Identify the lines that contain the string "index" and report only how many there are.
Start of Task data
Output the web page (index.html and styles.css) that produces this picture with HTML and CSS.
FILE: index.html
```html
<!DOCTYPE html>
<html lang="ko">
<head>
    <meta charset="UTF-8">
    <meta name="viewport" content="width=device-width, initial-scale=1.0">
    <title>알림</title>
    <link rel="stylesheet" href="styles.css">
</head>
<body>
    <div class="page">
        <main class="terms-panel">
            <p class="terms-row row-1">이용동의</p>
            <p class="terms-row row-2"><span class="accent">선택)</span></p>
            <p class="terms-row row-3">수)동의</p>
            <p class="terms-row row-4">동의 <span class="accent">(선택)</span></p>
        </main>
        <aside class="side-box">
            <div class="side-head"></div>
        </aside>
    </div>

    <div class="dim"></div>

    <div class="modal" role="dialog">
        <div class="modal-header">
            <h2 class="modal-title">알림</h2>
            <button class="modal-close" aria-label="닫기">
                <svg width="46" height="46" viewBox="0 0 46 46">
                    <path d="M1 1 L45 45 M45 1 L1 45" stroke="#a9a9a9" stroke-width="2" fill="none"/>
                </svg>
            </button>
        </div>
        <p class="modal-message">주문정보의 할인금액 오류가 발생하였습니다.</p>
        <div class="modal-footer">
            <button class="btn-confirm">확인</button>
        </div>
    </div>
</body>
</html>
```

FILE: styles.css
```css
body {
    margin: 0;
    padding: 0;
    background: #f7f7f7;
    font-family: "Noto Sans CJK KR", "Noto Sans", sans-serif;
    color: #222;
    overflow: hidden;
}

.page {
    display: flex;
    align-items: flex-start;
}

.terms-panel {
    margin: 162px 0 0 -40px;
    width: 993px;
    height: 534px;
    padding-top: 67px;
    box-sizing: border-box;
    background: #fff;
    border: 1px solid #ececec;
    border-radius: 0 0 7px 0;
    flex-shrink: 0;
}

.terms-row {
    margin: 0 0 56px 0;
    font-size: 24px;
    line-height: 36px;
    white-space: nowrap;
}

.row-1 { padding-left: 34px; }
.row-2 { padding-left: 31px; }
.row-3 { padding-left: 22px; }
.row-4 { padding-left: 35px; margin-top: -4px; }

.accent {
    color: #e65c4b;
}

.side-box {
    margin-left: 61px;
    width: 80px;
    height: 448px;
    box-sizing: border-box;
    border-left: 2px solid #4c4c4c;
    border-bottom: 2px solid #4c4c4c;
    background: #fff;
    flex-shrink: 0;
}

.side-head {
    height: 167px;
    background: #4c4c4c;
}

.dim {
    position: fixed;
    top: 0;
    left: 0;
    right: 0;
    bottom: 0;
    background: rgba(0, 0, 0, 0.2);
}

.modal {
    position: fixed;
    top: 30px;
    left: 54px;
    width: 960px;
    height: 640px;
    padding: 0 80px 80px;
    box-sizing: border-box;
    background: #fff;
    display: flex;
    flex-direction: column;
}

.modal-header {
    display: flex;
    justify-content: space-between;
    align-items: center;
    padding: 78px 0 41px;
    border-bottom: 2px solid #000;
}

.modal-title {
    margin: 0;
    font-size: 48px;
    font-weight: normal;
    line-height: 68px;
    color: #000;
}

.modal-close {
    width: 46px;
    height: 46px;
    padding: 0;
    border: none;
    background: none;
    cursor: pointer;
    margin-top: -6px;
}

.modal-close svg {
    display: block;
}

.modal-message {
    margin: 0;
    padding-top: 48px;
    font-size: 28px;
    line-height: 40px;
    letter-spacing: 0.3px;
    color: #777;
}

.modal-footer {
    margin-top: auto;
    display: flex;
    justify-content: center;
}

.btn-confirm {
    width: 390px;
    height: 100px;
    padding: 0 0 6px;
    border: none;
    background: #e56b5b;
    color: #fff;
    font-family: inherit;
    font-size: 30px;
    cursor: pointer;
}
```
End of Task data
Start of Task data
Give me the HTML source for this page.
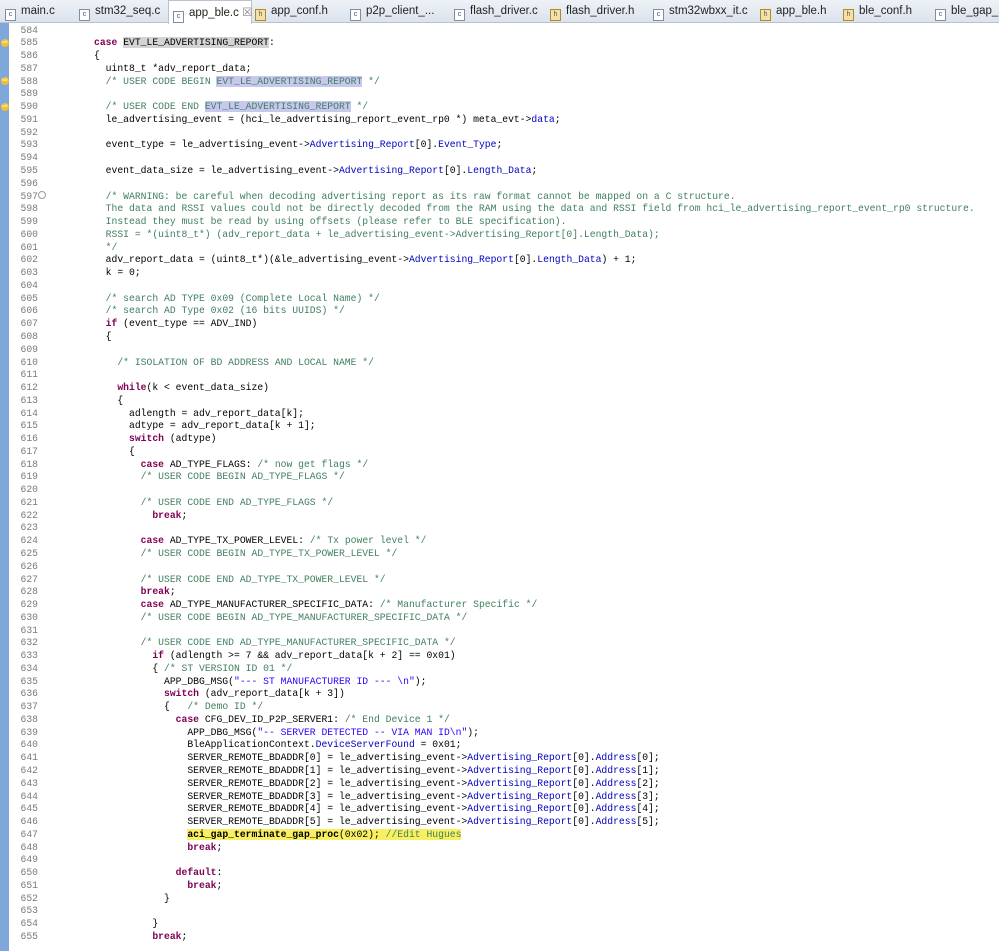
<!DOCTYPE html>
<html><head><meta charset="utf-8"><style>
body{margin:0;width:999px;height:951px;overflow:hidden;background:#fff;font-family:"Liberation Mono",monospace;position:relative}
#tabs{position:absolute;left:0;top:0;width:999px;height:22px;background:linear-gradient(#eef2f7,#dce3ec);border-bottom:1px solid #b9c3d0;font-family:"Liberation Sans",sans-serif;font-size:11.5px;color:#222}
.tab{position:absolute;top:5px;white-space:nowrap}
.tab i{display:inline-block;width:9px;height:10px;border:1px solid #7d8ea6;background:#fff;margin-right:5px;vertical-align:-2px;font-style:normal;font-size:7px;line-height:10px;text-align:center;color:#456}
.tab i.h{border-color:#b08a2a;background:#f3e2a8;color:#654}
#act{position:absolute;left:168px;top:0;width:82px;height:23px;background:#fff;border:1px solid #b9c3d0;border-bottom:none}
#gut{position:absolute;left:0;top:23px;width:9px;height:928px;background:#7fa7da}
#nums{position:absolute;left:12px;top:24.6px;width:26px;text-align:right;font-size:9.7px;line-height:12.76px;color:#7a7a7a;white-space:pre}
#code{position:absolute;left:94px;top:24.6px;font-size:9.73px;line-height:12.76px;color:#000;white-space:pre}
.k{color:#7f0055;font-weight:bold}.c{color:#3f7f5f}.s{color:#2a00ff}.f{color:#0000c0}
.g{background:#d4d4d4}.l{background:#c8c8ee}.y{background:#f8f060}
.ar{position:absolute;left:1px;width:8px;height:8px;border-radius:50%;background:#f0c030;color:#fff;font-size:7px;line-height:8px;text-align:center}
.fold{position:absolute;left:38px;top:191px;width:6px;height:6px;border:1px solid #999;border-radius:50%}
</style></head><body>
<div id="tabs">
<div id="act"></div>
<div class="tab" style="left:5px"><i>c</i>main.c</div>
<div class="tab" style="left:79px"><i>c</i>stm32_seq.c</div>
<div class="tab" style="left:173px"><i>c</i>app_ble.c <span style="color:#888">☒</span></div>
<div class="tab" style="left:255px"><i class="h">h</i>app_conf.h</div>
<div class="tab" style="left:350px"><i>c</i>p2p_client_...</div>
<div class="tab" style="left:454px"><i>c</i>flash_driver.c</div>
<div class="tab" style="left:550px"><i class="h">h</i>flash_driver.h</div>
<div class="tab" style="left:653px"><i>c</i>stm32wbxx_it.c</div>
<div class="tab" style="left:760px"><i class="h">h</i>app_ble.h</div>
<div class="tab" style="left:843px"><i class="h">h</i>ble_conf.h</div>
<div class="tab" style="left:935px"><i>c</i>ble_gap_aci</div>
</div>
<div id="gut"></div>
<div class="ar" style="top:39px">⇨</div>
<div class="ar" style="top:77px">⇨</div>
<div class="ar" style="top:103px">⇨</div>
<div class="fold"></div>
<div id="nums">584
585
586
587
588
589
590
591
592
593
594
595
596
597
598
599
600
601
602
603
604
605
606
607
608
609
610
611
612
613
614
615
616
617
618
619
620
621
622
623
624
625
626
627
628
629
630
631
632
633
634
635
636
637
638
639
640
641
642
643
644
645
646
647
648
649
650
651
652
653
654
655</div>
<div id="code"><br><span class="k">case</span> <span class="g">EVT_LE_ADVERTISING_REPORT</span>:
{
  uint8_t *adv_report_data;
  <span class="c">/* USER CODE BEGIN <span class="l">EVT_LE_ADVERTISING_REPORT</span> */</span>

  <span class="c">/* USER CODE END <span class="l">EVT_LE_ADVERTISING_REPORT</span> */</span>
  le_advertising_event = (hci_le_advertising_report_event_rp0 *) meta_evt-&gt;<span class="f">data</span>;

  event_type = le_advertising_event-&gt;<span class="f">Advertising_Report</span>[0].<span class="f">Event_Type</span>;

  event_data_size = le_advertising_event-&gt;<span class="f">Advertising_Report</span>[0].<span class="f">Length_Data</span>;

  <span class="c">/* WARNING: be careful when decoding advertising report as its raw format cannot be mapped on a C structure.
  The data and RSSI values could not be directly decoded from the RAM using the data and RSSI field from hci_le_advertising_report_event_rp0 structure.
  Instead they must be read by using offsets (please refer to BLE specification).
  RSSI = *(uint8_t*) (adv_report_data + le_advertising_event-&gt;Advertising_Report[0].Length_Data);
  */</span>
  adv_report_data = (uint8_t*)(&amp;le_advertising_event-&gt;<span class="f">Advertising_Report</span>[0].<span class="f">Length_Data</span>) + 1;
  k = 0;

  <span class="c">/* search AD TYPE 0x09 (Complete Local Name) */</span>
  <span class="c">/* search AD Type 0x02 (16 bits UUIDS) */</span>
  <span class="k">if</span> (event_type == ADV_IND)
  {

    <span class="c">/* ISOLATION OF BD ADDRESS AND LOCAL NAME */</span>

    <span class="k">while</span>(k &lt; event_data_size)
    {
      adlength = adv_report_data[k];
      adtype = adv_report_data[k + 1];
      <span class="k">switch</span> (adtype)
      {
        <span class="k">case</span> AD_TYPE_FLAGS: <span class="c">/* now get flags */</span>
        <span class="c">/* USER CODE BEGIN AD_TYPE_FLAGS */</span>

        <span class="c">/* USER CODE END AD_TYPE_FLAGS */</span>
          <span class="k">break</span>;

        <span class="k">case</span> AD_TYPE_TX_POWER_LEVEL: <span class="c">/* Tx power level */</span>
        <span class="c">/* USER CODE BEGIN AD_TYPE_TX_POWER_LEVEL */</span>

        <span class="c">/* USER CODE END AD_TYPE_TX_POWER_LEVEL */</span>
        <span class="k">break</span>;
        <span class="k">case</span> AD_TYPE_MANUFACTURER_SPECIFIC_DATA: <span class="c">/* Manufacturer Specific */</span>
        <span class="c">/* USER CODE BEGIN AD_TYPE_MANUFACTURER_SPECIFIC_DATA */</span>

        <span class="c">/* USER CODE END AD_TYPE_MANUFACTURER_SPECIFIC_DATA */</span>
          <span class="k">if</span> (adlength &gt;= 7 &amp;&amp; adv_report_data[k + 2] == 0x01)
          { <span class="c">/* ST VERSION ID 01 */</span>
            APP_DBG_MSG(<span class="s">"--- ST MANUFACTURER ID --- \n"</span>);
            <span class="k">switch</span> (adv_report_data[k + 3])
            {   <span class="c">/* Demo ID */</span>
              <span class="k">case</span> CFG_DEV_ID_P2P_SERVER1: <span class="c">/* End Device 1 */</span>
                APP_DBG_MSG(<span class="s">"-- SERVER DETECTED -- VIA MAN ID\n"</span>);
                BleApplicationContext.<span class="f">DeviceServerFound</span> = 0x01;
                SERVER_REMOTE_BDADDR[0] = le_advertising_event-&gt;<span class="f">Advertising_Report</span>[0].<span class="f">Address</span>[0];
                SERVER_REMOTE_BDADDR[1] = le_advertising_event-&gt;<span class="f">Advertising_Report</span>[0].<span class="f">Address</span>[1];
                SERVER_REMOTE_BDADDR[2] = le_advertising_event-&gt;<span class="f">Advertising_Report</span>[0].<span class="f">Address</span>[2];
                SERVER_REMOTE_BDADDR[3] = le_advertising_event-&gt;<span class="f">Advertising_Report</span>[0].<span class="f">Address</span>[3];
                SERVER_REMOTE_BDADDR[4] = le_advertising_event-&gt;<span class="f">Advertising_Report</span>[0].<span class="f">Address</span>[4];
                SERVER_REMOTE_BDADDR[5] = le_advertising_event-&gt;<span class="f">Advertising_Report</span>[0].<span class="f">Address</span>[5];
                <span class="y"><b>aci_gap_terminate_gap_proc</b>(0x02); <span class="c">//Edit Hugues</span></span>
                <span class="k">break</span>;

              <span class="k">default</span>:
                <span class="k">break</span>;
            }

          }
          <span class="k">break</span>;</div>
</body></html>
End of Task data
> [Output for this exercise]:
2